>> start
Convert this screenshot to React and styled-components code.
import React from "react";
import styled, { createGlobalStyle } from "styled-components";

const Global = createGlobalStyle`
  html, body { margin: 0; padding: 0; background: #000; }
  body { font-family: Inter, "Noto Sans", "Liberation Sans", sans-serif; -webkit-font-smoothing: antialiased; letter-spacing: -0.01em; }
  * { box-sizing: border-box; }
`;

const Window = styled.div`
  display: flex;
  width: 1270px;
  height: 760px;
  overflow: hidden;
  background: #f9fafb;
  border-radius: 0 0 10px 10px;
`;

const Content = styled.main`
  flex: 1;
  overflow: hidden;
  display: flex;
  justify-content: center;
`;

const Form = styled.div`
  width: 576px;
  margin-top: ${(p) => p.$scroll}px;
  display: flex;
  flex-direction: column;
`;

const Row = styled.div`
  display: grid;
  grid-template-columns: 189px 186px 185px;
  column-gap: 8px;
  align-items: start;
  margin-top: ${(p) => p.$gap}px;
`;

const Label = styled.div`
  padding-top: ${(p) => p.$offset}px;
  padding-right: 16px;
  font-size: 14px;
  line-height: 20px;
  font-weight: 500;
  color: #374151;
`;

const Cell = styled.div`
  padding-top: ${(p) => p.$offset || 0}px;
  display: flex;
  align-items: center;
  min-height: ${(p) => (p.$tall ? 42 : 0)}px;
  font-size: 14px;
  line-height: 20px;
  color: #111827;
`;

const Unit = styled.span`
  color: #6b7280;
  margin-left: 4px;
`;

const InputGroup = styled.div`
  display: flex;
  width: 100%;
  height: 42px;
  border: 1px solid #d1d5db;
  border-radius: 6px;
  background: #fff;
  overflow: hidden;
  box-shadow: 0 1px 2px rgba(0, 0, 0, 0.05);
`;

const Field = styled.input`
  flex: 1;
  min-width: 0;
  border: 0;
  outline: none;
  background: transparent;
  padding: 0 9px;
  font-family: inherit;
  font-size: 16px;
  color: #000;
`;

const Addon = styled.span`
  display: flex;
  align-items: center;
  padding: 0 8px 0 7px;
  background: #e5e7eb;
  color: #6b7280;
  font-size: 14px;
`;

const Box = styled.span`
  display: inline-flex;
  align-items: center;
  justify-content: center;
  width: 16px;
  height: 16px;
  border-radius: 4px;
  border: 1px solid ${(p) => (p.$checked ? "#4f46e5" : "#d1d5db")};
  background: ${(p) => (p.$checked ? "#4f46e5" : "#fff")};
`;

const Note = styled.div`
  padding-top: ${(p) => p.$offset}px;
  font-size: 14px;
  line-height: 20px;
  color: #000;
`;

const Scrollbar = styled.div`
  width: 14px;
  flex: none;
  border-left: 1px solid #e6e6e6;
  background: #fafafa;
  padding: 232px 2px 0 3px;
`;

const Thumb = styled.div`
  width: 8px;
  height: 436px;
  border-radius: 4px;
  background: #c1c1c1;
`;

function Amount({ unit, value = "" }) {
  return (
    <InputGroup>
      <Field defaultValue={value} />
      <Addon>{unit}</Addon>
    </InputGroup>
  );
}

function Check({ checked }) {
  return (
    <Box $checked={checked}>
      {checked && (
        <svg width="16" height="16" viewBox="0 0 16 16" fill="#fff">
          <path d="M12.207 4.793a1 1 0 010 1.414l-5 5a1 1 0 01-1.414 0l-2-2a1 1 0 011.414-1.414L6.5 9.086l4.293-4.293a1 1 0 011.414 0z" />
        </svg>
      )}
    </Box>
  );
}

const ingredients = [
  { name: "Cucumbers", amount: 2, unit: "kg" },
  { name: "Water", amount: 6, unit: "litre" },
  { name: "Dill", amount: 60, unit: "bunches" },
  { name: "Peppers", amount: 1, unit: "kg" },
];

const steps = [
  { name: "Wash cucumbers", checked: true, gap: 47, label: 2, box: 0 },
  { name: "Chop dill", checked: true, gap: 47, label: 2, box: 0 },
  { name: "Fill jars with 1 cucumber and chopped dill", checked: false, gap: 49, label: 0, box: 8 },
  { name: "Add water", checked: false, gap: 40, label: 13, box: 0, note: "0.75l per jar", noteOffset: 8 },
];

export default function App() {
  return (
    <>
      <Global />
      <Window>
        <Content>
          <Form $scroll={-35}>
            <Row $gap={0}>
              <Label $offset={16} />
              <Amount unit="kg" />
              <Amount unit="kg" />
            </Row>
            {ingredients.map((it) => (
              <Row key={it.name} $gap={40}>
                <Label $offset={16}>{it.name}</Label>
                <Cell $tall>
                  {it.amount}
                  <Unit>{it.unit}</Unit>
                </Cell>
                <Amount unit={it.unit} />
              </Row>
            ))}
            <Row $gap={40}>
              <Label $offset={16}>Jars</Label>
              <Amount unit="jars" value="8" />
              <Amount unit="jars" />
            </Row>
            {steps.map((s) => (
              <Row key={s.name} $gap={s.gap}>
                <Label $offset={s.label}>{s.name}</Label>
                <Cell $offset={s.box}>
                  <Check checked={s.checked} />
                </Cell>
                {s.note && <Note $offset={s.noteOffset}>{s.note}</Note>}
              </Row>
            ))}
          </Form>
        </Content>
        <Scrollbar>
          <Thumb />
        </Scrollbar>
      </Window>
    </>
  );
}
>> end
>> start
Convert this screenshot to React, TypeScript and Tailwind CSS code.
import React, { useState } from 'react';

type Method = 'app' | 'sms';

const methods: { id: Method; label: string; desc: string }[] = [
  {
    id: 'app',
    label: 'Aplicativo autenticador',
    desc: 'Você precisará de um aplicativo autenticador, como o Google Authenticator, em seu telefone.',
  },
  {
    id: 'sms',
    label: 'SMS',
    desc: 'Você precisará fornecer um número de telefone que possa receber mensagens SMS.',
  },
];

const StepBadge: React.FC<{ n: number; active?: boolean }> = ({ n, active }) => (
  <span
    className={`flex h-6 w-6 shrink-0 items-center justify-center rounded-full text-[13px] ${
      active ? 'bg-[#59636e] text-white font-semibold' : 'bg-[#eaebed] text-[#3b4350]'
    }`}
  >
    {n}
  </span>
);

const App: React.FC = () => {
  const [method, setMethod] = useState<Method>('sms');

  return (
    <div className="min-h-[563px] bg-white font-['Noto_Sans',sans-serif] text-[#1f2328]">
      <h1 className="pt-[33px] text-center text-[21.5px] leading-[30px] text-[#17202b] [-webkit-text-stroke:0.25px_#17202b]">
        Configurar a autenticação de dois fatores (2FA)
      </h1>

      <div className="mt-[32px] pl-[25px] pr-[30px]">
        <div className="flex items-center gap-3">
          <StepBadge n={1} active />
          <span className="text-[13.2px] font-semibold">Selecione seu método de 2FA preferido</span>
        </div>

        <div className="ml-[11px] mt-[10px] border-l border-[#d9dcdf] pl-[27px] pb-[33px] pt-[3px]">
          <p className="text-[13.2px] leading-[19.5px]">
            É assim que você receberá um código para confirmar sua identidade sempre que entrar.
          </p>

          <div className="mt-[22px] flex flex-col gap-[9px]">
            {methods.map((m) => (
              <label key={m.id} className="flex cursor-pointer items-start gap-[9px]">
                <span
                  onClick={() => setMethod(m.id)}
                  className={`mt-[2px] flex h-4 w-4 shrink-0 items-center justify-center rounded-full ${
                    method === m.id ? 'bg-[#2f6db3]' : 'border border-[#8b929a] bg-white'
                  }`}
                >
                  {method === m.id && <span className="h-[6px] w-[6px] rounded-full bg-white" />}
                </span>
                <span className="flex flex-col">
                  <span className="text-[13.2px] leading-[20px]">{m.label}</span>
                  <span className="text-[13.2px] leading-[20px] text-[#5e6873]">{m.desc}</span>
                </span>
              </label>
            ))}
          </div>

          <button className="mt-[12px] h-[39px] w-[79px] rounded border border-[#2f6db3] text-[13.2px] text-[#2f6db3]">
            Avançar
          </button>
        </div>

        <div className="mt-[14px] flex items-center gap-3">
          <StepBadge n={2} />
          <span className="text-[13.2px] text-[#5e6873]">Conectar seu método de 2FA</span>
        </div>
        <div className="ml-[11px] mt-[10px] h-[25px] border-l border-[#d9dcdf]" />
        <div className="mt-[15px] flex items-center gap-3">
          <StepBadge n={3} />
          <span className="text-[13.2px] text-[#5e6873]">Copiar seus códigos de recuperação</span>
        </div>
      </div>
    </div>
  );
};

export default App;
>> end
• [Problem to solve]
From the data above, pick out each line containing "Convert" and copy it.

• [In response]
Convert this screenshot to React and styled-components code.
Convert this screenshot to React, TypeScript and Tailwind CSS code.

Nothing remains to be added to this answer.